Douthat, the “Conservatives,” and the Pope
P. Schultz
November 30, 2013
It is difficult to get a grip on
what Douthat takes to be the debate over Francis’ apparent agenda with regard
to the Catholic Church. [See the link below to Douthat’s column in the NY
Times.] And I think this is consistent with what is probably Douthat’s
intention or his effect: To paint a picture of Francis that will blur the most
significant differences between him and those Douthat labels “conservatives.”
If that can be accomplished then Francis can be “tamed,” and his agenda can be
made to look like merely a footnote to what is called “the teaching of the
Catholic Church.”
What would
this accomplish, you may ask? Well, if accomplished, then it short circuits
attempts to create controversy with its inevitable accompaniment, questions
about the way we humans have chosen to be in the world. That is, insofar as
this works, then it would appear that there are no fundamental questions about
the way we humans have arranged our world, especially “economically,” as we
like to say.
[Whether there is such a thing as
an “economy” I will leave to others to debate, but I will say that this is a
legitimate question. For example, isn’t it interesting how many questions, like
“What should wages be?” get turned into “economic” questions, rather than, say,
questions of justice? “You want a just wage, you say? Well, that is idiotic.
There is no such thing economically speaking.” But perhaps this is precisely
what was the intended when the “economic sphere” was created.]

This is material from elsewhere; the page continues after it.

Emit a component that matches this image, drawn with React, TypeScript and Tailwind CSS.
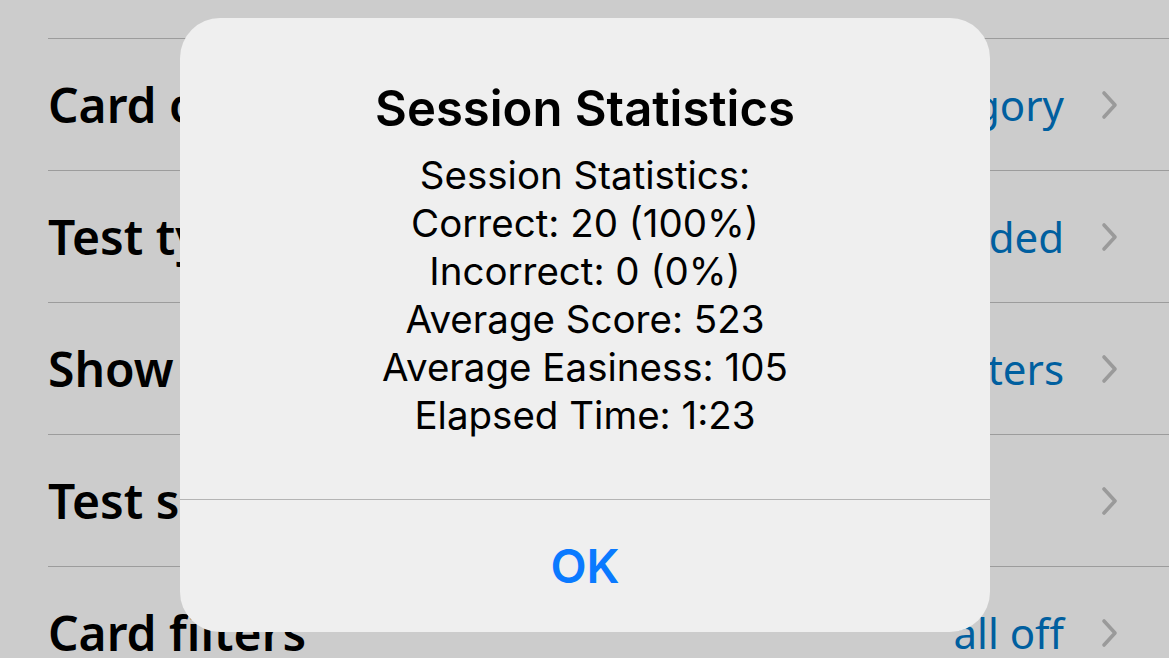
const rows = [
  { label: "Card order", value: "By category" },
  { label: "Test type", value: "Graded" },
  { label: "Show", value: "All characters" },
  { label: "Test settings", value: "" },
  { label: "Card filters", value: "all off" },
];

const stats = [
  "Session Statistics:",
  "Correct: 20 (100%)",
  "Incorrect: 0 (0%)",
  "Average Score: 523",
  "Average Easiness: 105",
  "Elapsed Time: 1:23",
];

function Chevron() {
  return (
    <svg viewBox="0 0 20 30" className="h-[30px] w-[20px]" fill="none">
      <path d="M4 3l11 12-11 12" stroke="#9a9a9a" strokeWidth="3.6" strokeLinecap="round" strokeLinejoin="round" />
    </svg>
  );
}

export default function App() {
  return (
    <div className="relative h-[658px] w-[1169px] overflow-hidden bg-[#cccccc] font-['Noto_Sans',sans-serif]">
      {/* settings list behind the alert */}
      <div className="pl-12 pt-[38px]">
        {rows.map((r) => (
          <div key={r.label} className="flex h-[132px] items-center border-t border-[#9c9c9c] pr-[49px]">
            <span className="flex-1 text-[48px] font-semibold text-black">{r.label}</span>
            <span className="text-[42px] text-[#005f9f]">{r.value}</span>
            <span className="ml-[36px]">
              <Chevron />
            </span>
          </div>
        ))}
      </div>

      {/* alert */}
      <div className="absolute left-[180px] top-[18px] flex h-[614px] w-[810px] flex-col rounded-[40px] bg-[#efefef] font-['Inter',sans-serif]">
        <div className="flex flex-1 flex-col items-center pt-[62px]">
          <h1 className="text-[49px] leading-[58px] font-semibold text-black">Session Statistics</h1>
          <div className="mt-[13px] flex flex-col items-center text-[38.5px] leading-[48px] text-black">
            {stats.map((s) => (
              <span key={s}>{s}</span>
            ))}
          </div>
        </div>
        <div className="flex h-[133px] items-center justify-center border-t border-[#b4b4b4]">
          <span className="text-[47px] font-semibold text-[#0a7aff]">OK</span>
        </div>
      </div>
    </div>
  );
}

So, in order to short circuit any
attempt to get people to think about “capitalism,” as it is conventionally
called – although Aristotle might well call it “oligarchy” – what some are
trying to do is to appear to embrace and then characterize Francis as little
more than another traditional Catholic, whose agenda presents some wrinkles but
no fundamental challenges to our conventional wisdom. That way, as noted above,
no one will get the idea that it is legitimate and even reasonable to think
that “capitalism” is a fundamentally flawed human arrangement. And if I am not
mistaken, I think Francis is aware of this and, hence, he has undertaken to get
“his message out” via interviews and other means available to him. Still, it
will be a tough row to hoe for Francis insofar as the forces that be never roll
over, unless it is to play dead. I can only hope that having opened what the
“conservatives” take to be “Pandora’s Box” that Francis can keep it open and,
thereby, challenge and even change our way of being in this world.